The New York Times carries an interesting profile of Germany’s captain Michael Ballack, who grew up in what was East Germany, but is now a focus of the expectations of the entire country.

Pierre Gottschlich, a political scientist at the University of Rostock, said of Ballack. “Think about it as a game played on certain levels. We’ve gone from the first level, where everybody thinks of him as East German, to the second level, where some see him as East German and others don’t, and we’re getting to the next level, where it doesn’t matter at all. Probably in another 10 or 20 years, we’ll get there.”

What’s interesting, and may bear comparison to our own experience, is the variety of feeling about him, and how people’s perceptions of him reveal something of the different speeds of reconciliation, post-unification. In the places that were West Germany, no one cares where he’s from. But in his homeland, to some, he’s a figure of hope, of pride and of progress.

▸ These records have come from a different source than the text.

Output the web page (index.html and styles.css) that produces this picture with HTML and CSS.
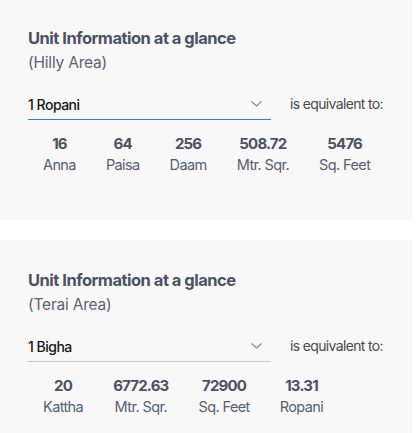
FILE: index.html
```html
<!DOCTYPE html>
<html>
<head>
<meta charset="utf-8">
<link rel="stylesheet" href="styles.css">
</head>
<body>
<section class="card">
  <h2 class="title">Unit Information at a glance</h2>
  <p class="subtitle">(Hilly Area)</p>
  <div class="row">
    <div class="select focus">
      <span class="select-value">1 Ropani</span>
      <svg class="chev" width="11" height="6" viewBox="0 0 11 6"><path d="M0.5 0.5 L5.5 5 L10.5 0.5" fill="none" stroke="#8a8a8a" stroke-width="1.2"/></svg>
    </div>
    <span class="equiv">is equivalent to:</span>
  </div>
  <div class="values">
    <div class="item"><div class="num">16</div><div class="label">Anna</div></div>
    <div class="item"><div class="num">64</div><div class="label">Paisa</div></div>
    <div class="item"><div class="num">256</div><div class="label">Daam</div></div>
    <div class="item"><div class="num">508.72</div><div class="label">Mtr. Sqr.</div></div>
    <div class="item"><div class="num">5476</div><div class="label">Sq. Feet</div></div>
  </div>
</section>
<section class="card">
  <h2 class="title">Unit Information at a glance</h2>
  <p class="subtitle">(Terai Area)</p>
  <div class="row">
    <div class="select">
      <span class="select-value">1 Bigha</span>
      <svg class="chev" width="11" height="6" viewBox="0 0 11 6"><path d="M0.5 0.5 L5.5 5 L10.5 0.5" fill="none" stroke="#8a8a8a" stroke-width="1.2"/></svg>
    </div>
    <span class="equiv">is equivalent to:</span>
  </div>
  <div class="values">
    <div class="item"><div class="num">20</div><div class="label">Kattha</div></div>
    <div class="item"><div class="num">6772.63</div><div class="label">Mtr. Sqr.</div></div>
    <div class="item"><div class="num">72900</div><div class="label">Sq. Feet</div></div>
    <div class="item"><div class="num">13.31</div><div class="label">Ropani</div></div>
  </div>
</section>
</body>
</html>
```
FILE: styles.css
```css
* { box-sizing: border-box; }
body {
  margin: 0;
  background: #ffffff;
  font-family: Inter, "Open Sans", sans-serif;
}
.card {
  width: 413px;
  height: 220px;
  background: #f8f8f8;
  padding: 26px 0 0 28px;
  white-space: nowrap;
}
.card + .card {
  margin-top: 20px;
  padding-top: 28px;
}
.title {
  margin: 0;
  font-size: 16.5px;
  line-height: 24px;
  font-weight: 700;
  color: #4b5262;
  letter-spacing: -0.5px;
}
.subtitle {
  margin: 2px 0 0 0;
  font-size: 15.5px;
  line-height: 22px;
  color: #5b6274;
  letter-spacing: -0.2px;
}
.row {
  display: flex;
  align-items: flex-end;
  margin-top: 20px;
}
.select {
  width: 243px;
  flex-shrink: 0;
  display: flex;
  align-items: center;
  justify-content: space-between;
  padding: 0 9px 4px 0;
  border-bottom: 1px solid #c6c6c6;
}
.select.focus { border-bottom-color: #3a7fcf; }
.select-value {
  font-size: 14px;
  line-height: 20px;
  font-weight: 500;
  color: #151515;
  letter-spacing: -0.5px;
}
.chev { margin-top: -2px; }
.equiv {
  margin-left: 19px;
  padding-bottom: 6px;
  font-size: 14px;
  line-height: 20px;
  color: #4a4a4a;
  letter-spacing: -0.65px;
}
.values {
  display: flex;
  margin-top: 14px;
}
.item {
  padding: 0 15px;
  text-align: center;
  flex-shrink: 0;
}
.num {
  font-size: 15px;
  line-height: 20px;
  font-weight: 700;
  color: #4b5262;
  letter-spacing: -0.8px;
}
.label {
  font-size: 14.5px;
  line-height: 21px;
  color: #566074;
  letter-spacing: -0.6px;
}
```
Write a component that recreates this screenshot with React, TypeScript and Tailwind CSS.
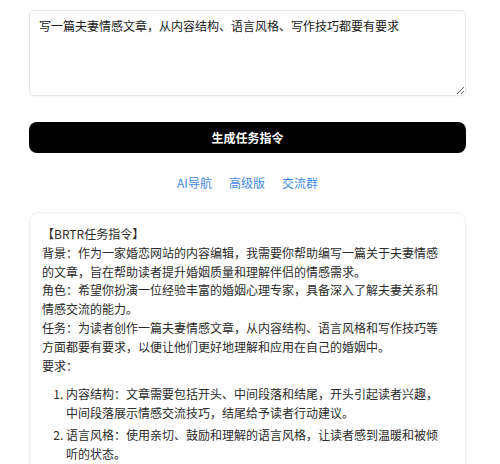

Beate Neuss, a professor of international politics at the Technical University of Chemnitz, said that eastern Germans were regularly told by the Party of Democratic Socialism, the former communists, that unification made them second-class citizens. “It’s good to have someone on top,” Neuss said of Ballack.

But then again, to those born after the Berlin Wall came down, it seems largely irrelevant.

As Ben Heber, a 14-year-old decathlete, trained Tuesday at the same Chemnitz sports club that produced Ballack, he said of Ballack’s eastern heritage: “We were born after reunification. It doesn’t matter at all.”